Preheat oven to 400F. Line a baking sheet with parchment paper.
Place flour in one small bowl. Then whisk eggs in another small bowl. Mix parmesan, hemp hearts, garlic powder, smoked paprika, and salt in another bowl. Arrange "dipping station" with Brussels sprouts, flour bowl, egg bowl, and parmesan bowl in order.
Take one Brussels sprout and roll it around in the flour until lightly coated. Then, dip it in the egg wash until coated. Using the same hand, drop the Brussels sprout in the parmesan mixture. With your clean hand, sprinkle some of the parmesan mix overtop before rolling the Brussels sprout to coat it fully.

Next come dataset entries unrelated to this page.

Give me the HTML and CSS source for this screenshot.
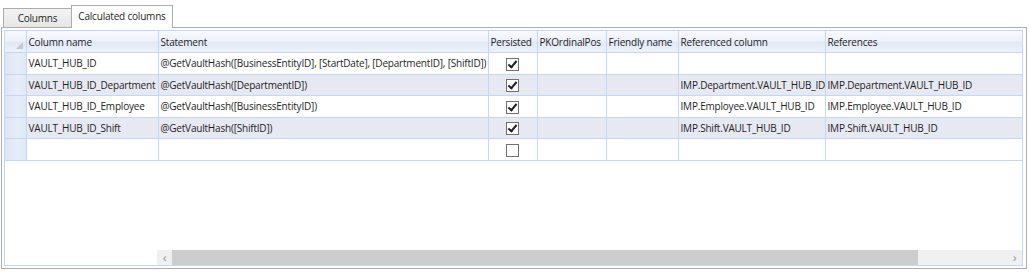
FILE: index.html
```html
<!DOCTYPE html>
<html>
<head>
<meta charset="utf-8">
<link rel="stylesheet" href="styles.css">
</head>
<body>
<div class="tabs">
  <div class="tab">Columns</div>
  <div class="tab active">Calculated columns</div>
</div>
<div class="panel">
  <div class="grid">
    <table class="tbl">
      <colgroup>
        <col class="c-rh"><col class="c-name"><col class="c-stmt"><col class="c-pers"><col class="c-pk"><col class="c-fr"><col class="c-ref"><col>
      </colgroup>
      <thead>
        <tr>
          <th class="rh corner"><span class="tri"></span></th>
          <th>Column name</th>
          <th>Statement</th>
          <th>Persisted</th>
          <th>PKOrdinalPos</th>
          <th>Friendly name</th>
          <th>Referenced column</th>
          <th>References</th>
        </tr>
      </thead>
      <tbody>
        <tr>
          <td class="rh"></td>
          <td>VAULT_HUB_ID</td>
          <td>@GetVaultHash([BusinessEntityID], [StartDate], [DepartmentID], [ShiftID])</td>
          <td class="ck"><span class="box on"></span></td>
          <td></td><td></td><td></td><td></td>
        </tr>
        <tr class="alt">
          <td class="rh"></td>
          <td>VAULT_HUB_ID_Department</td>
          <td>@GetVaultHash([DepartmentID])</td>
          <td class="ck"><span class="box on"></span></td>
          <td></td><td></td>
          <td>IMP.Department.VAULT_HUB_ID</td>
          <td>IMP.Department.VAULT_HUB_ID</td>
        </tr>
        <tr>
          <td class="rh"></td>
          <td>VAULT_HUB_ID_Employee</td>
          <td>@GetVaultHash([BusinessEntityID])</td>
          <td class="ck"><span class="box on"></span></td>
          <td></td><td></td>
          <td>IMP.Employee.VAULT_HUB_ID</td>
          <td>IMP.Employee.VAULT_HUB_ID</td>
        </tr>
        <tr class="alt">
          <td class="rh"></td>
          <td>VAULT_HUB_ID_Shift</td>
          <td>@GetVaultHash([ShiftID])</td>
          <td class="ck"><span class="box on"></span></td>
          <td></td><td></td>
          <td>IMP.Shift.VAULT_HUB_ID</td>
          <td>IMP.Shift.VAULT_HUB_ID</td>
        </tr>
        <tr>
          <td class="rh"></td>
          <td></td>
          <td></td>
          <td class="ck"><span class="box"></span></td>
          <td></td><td></td><td></td><td></td>
        </tr>
      </tbody>
    </table>
    <div class="spacer"></div>
    <div class="hscroll">
      <div class="frozen"></div>
      <div class="sbar">
        <div class="arrow">&#8249;</div>
        <div class="thumb"></div>
        <div class="track"></div>
        <div class="arrow">&#8250;</div>
      </div>
    </div>
  </div>
</div>
<div class="footer">Hash keys</div>
</body>
</html>
```
FILE: styles.css
```css
html, body {
  margin: 0;
  padding: 0;
  background: #ffffff;
  overflow: hidden;
}
body {
  width: 1030px;
  height: 274px;
  font-family: "Open Sans", "Noto Sans", sans-serif;
  font-size: 10px;
  letter-spacing: -0.2px;
  color: #1e1e1e;
}
.tabs {
  display: flex;
  align-items: flex-end;
  height: 27px;
  padding-left: 3px;
}
.tab {
  box-sizing: border-box;
  height: 19px;
  width: 68px;
  border: 1px solid #acacac;
  border-bottom: none;
  border-right: none;
  background: linear-gradient(#f3f3f3, #e6e6e6);
  text-align: center;
  line-height: 19px;
}
.tab.active {
  height: 23px;
  width: 102px;
  background: #ffffff;
  border-right: 1px solid #acacac;
  line-height: 20px;
  position: relative;
  top: 1px;
  z-index: 1;
}
.panel {
  box-sizing: border-box;
  width: 1026px;
  height: 242px;
  margin-left: 1px;
  border: 1px solid #acacac;
  padding: 2px;
  background: #ffffff;
}
.grid {
  box-sizing: border-box;
  height: 100%;
  width: 1019px;
  border: 1px solid #c5d7f2;
  display: flex;
  flex-direction: column;
}
.tbl {
  border-collapse: collapse;
  table-layout: fixed;
  width: 100%;
}
.c-rh { width: 21px; }
.c-name { width: 132px; }
.c-stmt { width: 330px; }
.c-pers { width: 49px; }
.c-pk { width: 69px; }
.c-fr { width: 72px; }
.c-ref { width: 147px; }
.tbl th, .tbl td {
  border-right: 1px solid #c5d7f2;
  border-bottom: 1px solid #c5d7f2;
  padding: 0 0 0 2px;
  white-space: nowrap;
  overflow: hidden;
  text-align: left;
  font-weight: normal;
}
.tbl th:last-child, .tbl td:last-child {
  border-right: none;
}
.tbl thead th {
  height: 21px;
  background: linear-gradient(#f7f9fd 0%, #eef2f9 45%, #e1e8f5 55%, #edf2f9 100%);
}
.tbl tbody td {
  height: 20.6px;
}
.tbl tbody tr.alt td {
  background: #e6e9f1;
}
.tbl td.rh, .tbl tr.alt td.rh, .tbl th.rh {
  padding: 0;
  background: linear-gradient(90deg, #dbe5f5 0%, #e8eef9 60%, #dfe7f6 100%);
  border-right: 1px solid #c5d7f2;
}
.tbl th.corner {
  position: relative;
  background: linear-gradient(#f7f9fd 0%, #eef2f9 45%, #e1e8f5 55%, #edf2f9 100%);
}
.tri {
  position: absolute;
  right: 3px;
  bottom: 3px;
  width: 0;
  height: 0;
  border-left: 7px solid transparent;
  border-bottom: 7px solid #c8c8c8;
}
.tbl td.ck {
  text-align: center;
  padding: 0;
}
.box {
  display: inline-block;
  box-sizing: border-box;
  width: 13px;
  height: 13px;
  border: 1px solid #707070;
  background: #ffffff;
  vertical-align: middle;
  position: relative;
}
.box.on::after {
  content: "";
  position: absolute;
  left: 3px;
  top: 0px;
  width: 3px;
  height: 7px;
  border-right: 2px solid #1e1e1e;
  border-bottom: 2px solid #1e1e1e;
  transform: rotate(40deg);
}
.spacer {
  flex: 1;
}
.hscroll {
  display: flex;
  height: 15px;
}
.frozen {
  width: 152px;
  background: #ffffff;
}
.sbar {
  flex: 1;
  display: flex;
  background: #f0f0f0;
}
.arrow {
  width: 15px;
  color: #9a9a9a;
  font-size: 13px;
  line-height: 14px;
  text-align: center;
}
.thumb {
  width: 746px;
  background: #cdcdcd;
}
.track {
  flex: 1;
}
.footer {
  padding: 5px 0 0 8px;
  font-size: 11px;
  color: #444;
}
```
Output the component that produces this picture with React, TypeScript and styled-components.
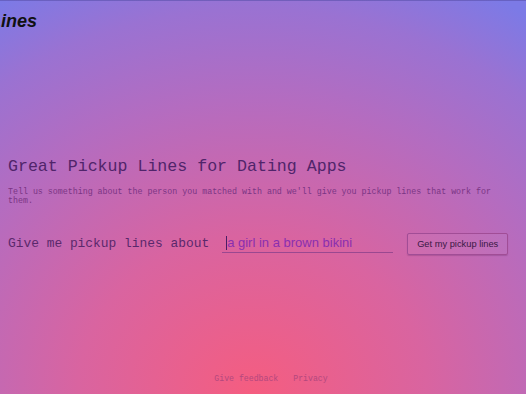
import styled, { createGlobalStyle } from 'styled-components';

const GlobalStyle = createGlobalStyle`
  html, body {
    margin: 0;
    padding: 0;
    height: 100%;
    overflow: hidden;
  }
  body {
    background: radial-gradient(ellipse 95% 115% at 48% 100%, #f55d80 0%, #d964a0 35%, #b46cc0 65%, #9a72d2 85%, #7c7ae6 100%);
    font-family: 'Liberation Mono', 'Courier New', monospace;
  }
`;

export default function App() {
  return (
    <>
      <GlobalStyle />
      <Page>
        <Header>
          <Logo>Pickup Lines</Logo>
        </Header>
        <Main>
          <Title>Great Pickup Lines for Dating Apps</Title>
          <Subtitle>
            Tell us something about the person you matched with and we'll give you pickup lines that work for
            them.
          </Subtitle>
          <PromptRow>
            <PromptLabel>Give me pickup lines about</PromptLabel>
            <InputWrap>
              <TopicInput defaultValue="a girl in a brown bikini" />
              <Caret />
            </InputWrap>
            <SubmitButton>Get my pickup lines</SubmitButton>
          </PromptRow>
        </Main>
        <Footer>
          <FooterLink>Give feedback</FooterLink>
          <FooterLink>Privacy</FooterLink>
        </Footer>
      </Page>
    </>
  );
}

const Page = styled.div`
  height: 100vh;
  display: flex;
  flex-direction: column;
  border-top: 1px solid rgba(90, 80, 170, 0.6);
  box-sizing: border-box;
`;

const Header = styled.header`
  height: 40px;
  display: flex;
  align-items: center;
  overflow: hidden;
`;

const Logo = styled.div`
  font-family: 'Liberation Sans', Arial, sans-serif;
  font-weight: bold;
  font-style: italic;
  font-size: 18px;
  color: #111;
  white-space: nowrap;
  margin-left: -74px;
`;

const Main = styled.main`
  flex: 1;
  display: flex;
  flex-direction: column;
  justify-content: center;
  padding: 0 8px 4px;
`;

const Title = styled.h1`
  margin: 0;
  font-weight: normal;
  font-size: 16.6px;
  line-height: 20px;
  color: #50246a;
`;

const Subtitle = styled.p`
  margin: 10px 0 0;
  font-size: 8.3px;
  line-height: 9.5px;
  color: #7a3584;
  max-width: 500px;
`;

const PromptRow = styled.div`
  display: flex;
  align-items: center;
  margin-top: 27px;
`;

const PromptLabel = styled.span`
  font-size: 12.9px;
  color: #5a286c;
  white-space: nowrap;
`;

const InputWrap = styled.div`
  position: relative;
  margin-left: 13px;
  display: flex;
`;

const TopicInput = styled.input`
  width: 171px;
  box-sizing: border-box;
  background: transparent;
  border: none;
  border-bottom: 1px solid #9a4890;
  padding: 0 0 2px 5px;
  font-family: 'Liberation Sans', Arial, sans-serif;
  font-size: 13px;
  color: #8a2fb0;
  outline: none;
`;

const Caret = styled.span`
  position: absolute;
  left: 4px;
  top: 1px;
  width: 1px;
  height: 14px;
  background: #4a1e66;
`;

const SubmitButton = styled.button`
  margin-left: 14px;
  height: 22px;
  padding: 0 9px;
  white-space: nowrap;
  background: rgba(255, 255, 255, 0.04);
  border: 1px solid #a14d96;
  border-radius: 2px;
  box-shadow: 0 1px 1px rgba(90, 30, 90, 0.25);
  font-family: 'Liberation Sans', Arial, sans-serif;
  font-size: 9.3px;
  color: #3a1844;
  cursor: pointer;
`;

const Footer = styled.footer`
  height: 20px;
  display: flex;
  justify-content: center;
  gap: 15px;
  padding-left: 16px;
  box-sizing: border-box;
`;

const FooterLink = styled.a`
  font-size: 8.2px;
  color: #b4487e;
  cursor: pointer;
`;
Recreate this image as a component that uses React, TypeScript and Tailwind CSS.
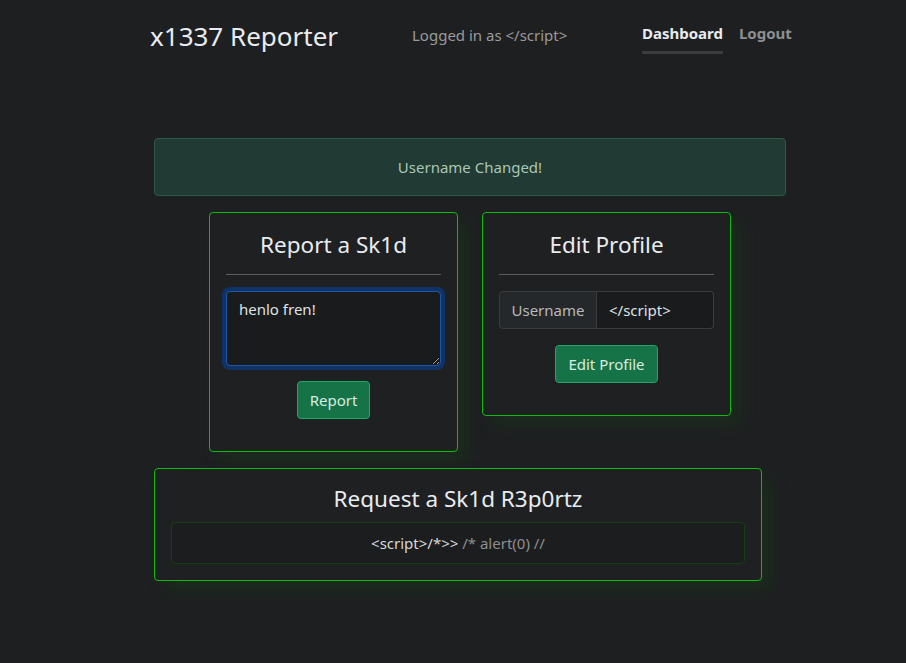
export default function App() {
  return (
    <div className="min-h-[663px] bg-[#1e1f21] text-[#dee2e6]" style={{ fontFamily: '"Noto Sans", "Open Sans", sans-serif' }}>
      {/* Header */}
      <header className="flex items-center pl-[150px] pt-[13px] h-[58px]">
        <h1 className="text-[26px] leading-none text-[#e9ecef] w-[262px]">x1337 Reporter</h1>
        <span className="text-[15px] text-[#9a9a9a] w-[230px] -mt-[1px]">Logged in as &lt;/script&gt;</span>
        <nav className="flex gap-4 text-[15px] font-bold mt-[5px]">
          <a className="text-[#e9ecef] border-b-[3px] border-[#3a3c3f] pb-[6px]">Dashboard</a>
          <a className="text-[#8d8f92] border-b-[3px] border-transparent pb-[6px]">Logout</a>
        </nav>
      </header>

      <main className="ml-[154px] w-[632px] pt-[80px]">
        <div className="h-[58px] flex items-center justify-center rounded-[4px] border border-[#2a5a43] bg-[#213a33] text-[15px] text-[#a9c7b6]">
          Username Changed!
        </div>

        <div className="flex items-start gap-6 ml-[55px] mt-[16px]">
          {/* Report card */}
          <section className="w-[249px] h-[240px] rounded-[4px] border border-[#0dba0d] bg-[#1f2022] px-4 pt-[17px] shadow-[10px_10px_18px_rgba(0,140,0,0.12)]">
            <h2 className="text-center text-[22.5px] text-[#e9ecef] leading-[30px]">Report a Sk1d</h2>
            <hr className="mt-[14px] border-[#5a5c5f]" />
            <textarea
              defaultValue="henlo fren!"
              className="mt-[16px] block w-full h-[75px] rounded-[4px] border border-[#1c57a8] ring-4 ring-[#0f3366] bg-[#1a1b1d] px-3 pt-[6px] text-[15px] text-[#dee2e6] outline-none resize-y"
            />
            <div className="flex justify-center mt-[15px]">
              <button className="h-[38px] px-3 rounded-[4px] border border-[#25a36a] bg-[#157347] text-[15px] text-[#d8ece0]">Report</button>
            </div>
          </section>

          {/* Edit profile card */}
          <section className="w-[249px] h-[204px] rounded-[4px] border border-[#0dba0d] bg-[#1f2022] px-4 pt-[17px] shadow-[10px_10px_18px_rgba(0,140,0,0.12)]">
            <h2 className="text-center text-[22.5px] text-[#e9ecef] leading-[30px]">Edit Profile</h2>
            <hr className="mt-[14px] border-[#5a5c5f]" />
            <div className="mt-[16px] flex h-[38px] text-[15px]">
              <span className="w-[98px] flex items-center justify-center rounded-l-[4px] border border-[#3a3c3f] bg-[#25282b] text-[#b6b9bc]">Username</span>
              <input
                defaultValue="</script>"
                className="w-0 flex-1 rounded-r-[4px] border border-l-0 border-[#3a3c3f] bg-[#1a1b1d] px-3 text-[#dee2e6] outline-none"
              />
            </div>
            <div className="flex justify-center mt-[16px]">
              <button className="h-[38px] px-3 rounded-[4px] border border-[#25a36a] bg-[#157347] text-[15px] text-[#d8ece0]">Edit Profile</button>
            </div>
          </section>
        </div>

        {/* Request card */}
        <section className="mt-[16px] w-[608px] h-[113px] rounded-[4px] border border-[#0dba0d] bg-[#1f2022] px-4 pt-[15px] shadow-[10px_10px_18px_rgba(0,140,0,0.12)]">
          <h2 className="text-center text-[22.5px] text-[#e9ecef] leading-[30px]">Request a Sk1d R3p0rtz</h2>
          <div className="mt-[8px] h-[42px] flex items-center justify-center rounded-[4px] border border-[#173d17] bg-[#1c1d1f] text-[15px]">
            <span className="text-[#d6d8da]">&lt;script&gt;/*&gt;&gt;</span>
            <span className="text-[#8c8e90]">&nbsp;/* alert(0) //</span>
          </div>
        </section>
      </main>
    </div>
  );
}
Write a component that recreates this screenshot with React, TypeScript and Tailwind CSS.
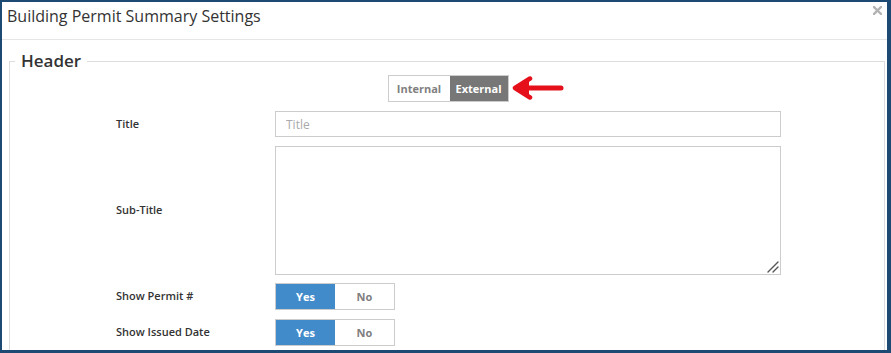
import { useState } from 'react'

function Segmented({
  options,
  value,
  onChange,
  activeClass,
  widths
}: {
  options: string[]
  value: string
  onChange: (v: string) => void
  activeClass: string
  widths: string[]
}) {
  return (
    <div className="flex w-fit h-[27px] border border-[#cccccc] bg-white">
      {options.map((opt, i) => (
        <button
          key={opt}
          onClick={() => onChange(opt)}
          className={`${widths[i]} h-full text-[11px] font-bold leading-none ${
            value === opt ? activeClass : 'bg-white text-[#808080]'
          }`}
        >
          {opt}
        </button>
      ))}
    </div>
  )
}

function RedArrow() {
  return (
    <svg width="52" height="24" viewBox="0 0 52 24" className="absolute left-full top-[1px] ml-[3px]">
      <path d="M6 12 L49 12" stroke="#e5101a" strokeWidth="5" strokeLinecap="round" />
      <path d="M18 2.5 L3 12 L18 21.5" stroke="#e5101a" strokeWidth="4.5" strokeLinecap="round" strokeLinejoin="round" fill="none" />
      <path d="M17 4 L5 12 L17 20 Z" fill="#e5101a" />
    </svg>
  )
}

export default function App() {
  const [mode, setMode] = useState('External')
  const [showPermit, setShowPermit] = useState('Yes')
  const [showIssued, setShowIssued] = useState('Yes')

  return (
    <div
      className="w-[891px] h-[353px] overflow-hidden bg-white border-solid border-[#1c4a72] border-t-2 border-l-2 border-r-4 border-b-[3px] text-[#333333]"
      style={{ fontFamily: '"Open Sans", "Liberation Sans", sans-serif' }}
    >
      <div className="h-[38px] border-b border-[#e5e5e5] flex justify-between pl-[5px] pr-[5px]">
        <h1 className="text-[16px] leading-[24px] pt-[2px] font-normal">Building Permit Summary Settings</h1>
        <svg width="9" height="9" viewBox="0 0 9 9" className="mt-[4px]">
          <path d="M1 1 L8 8 M8 1 L1 8" stroke="#b3b3b3" strokeWidth="2.4" strokeLinecap="square" />
        </svg>
      </div>

      <fieldset className="ml-[7px] mr-[2px] mt-[9px] border border-[#dddddd] pb-4">
        <legend className="ml-[5px] px-[6px] text-[17px] leading-[24px] font-semibold text-[#333333]">Header</legend>

        <div className="flex justify-center mt-[2px] pl-[2px]">
          <div className="relative">
            <Segmented
              options={['Internal', 'External']}
              value={mode}
              onChange={setMode}
              activeClass="bg-[#777777] text-white"
              widths={['w-[61px]', 'w-[58px]']}
            />
            <RedArrow />
          </div>
        </div>

        <div className="grid grid-cols-[159px_506px] items-center gap-y-[9px] pl-[106px] mt-[9px] text-[11px] font-semibold">
          <label>Title</label>
          <input
            placeholder="Title"
            className="h-[26px] border border-[#cccccc] px-[10px] text-[12px] font-normal text-[#555555] placeholder:text-[#aaaaaa] outline-none"
          />

          <label>Sub-Title</label>
          <div className="relative h-[129px]">
            <textarea className="block w-full h-full resize-none border border-[#cccccc] px-[10px] py-[5px] text-[12px] font-normal outline-none" />
            <svg width="12" height="12" viewBox="0 0 12 12" className="absolute right-[2px] bottom-[2px] pointer-events-none">
              <path d="M1 11 L11 1 M6 11 L11 6" stroke="#555555" strokeWidth="1.4" strokeLinecap="round" />
            </svg>
          </div>

          <label className="mt-[-1px]">Show Permit #</label>
          <div className="mt-[-1px]">
            <Segmented
              options={['Yes', 'No']}
              value={showPermit}
              onChange={setShowPermit}
              activeClass="bg-[#428bca] text-white"
              widths={['w-[59px]', 'w-[59px]']}
            />
          </div>

          <label>Show Issued Date</label>
          <div>
            <Segmented
              options={['Yes', 'No']}
              value={showIssued}
              onChange={setShowIssued}
              activeClass="bg-[#428bca] text-white"
              widths={['w-[59px]', 'w-[59px]']}
            />
          </div>
        </div>
      </fieldset>
    </div>
  )
}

Place coated Brussels sprout on baking sheet and repeat until all Brussels are coated. Save any remaining parmesan mixture for later.
Place Brussels sprouts in the oven and bake for 20-25 minutes, or until lightly browned. They should be tender enough to place a toothpick or skewer into them easily!
Meanwhile, make the garlic aioli by whisking all aioli ingredients together in a small bowl. Set aside.
Remove Brussels sprouts from oven and arrange on a serving platter. Place a skewer into each one, if desired. If you have any remaining parmesan mixture, feel free to sprinkle overtop. Serve with aioli for dipping and enjoy hot!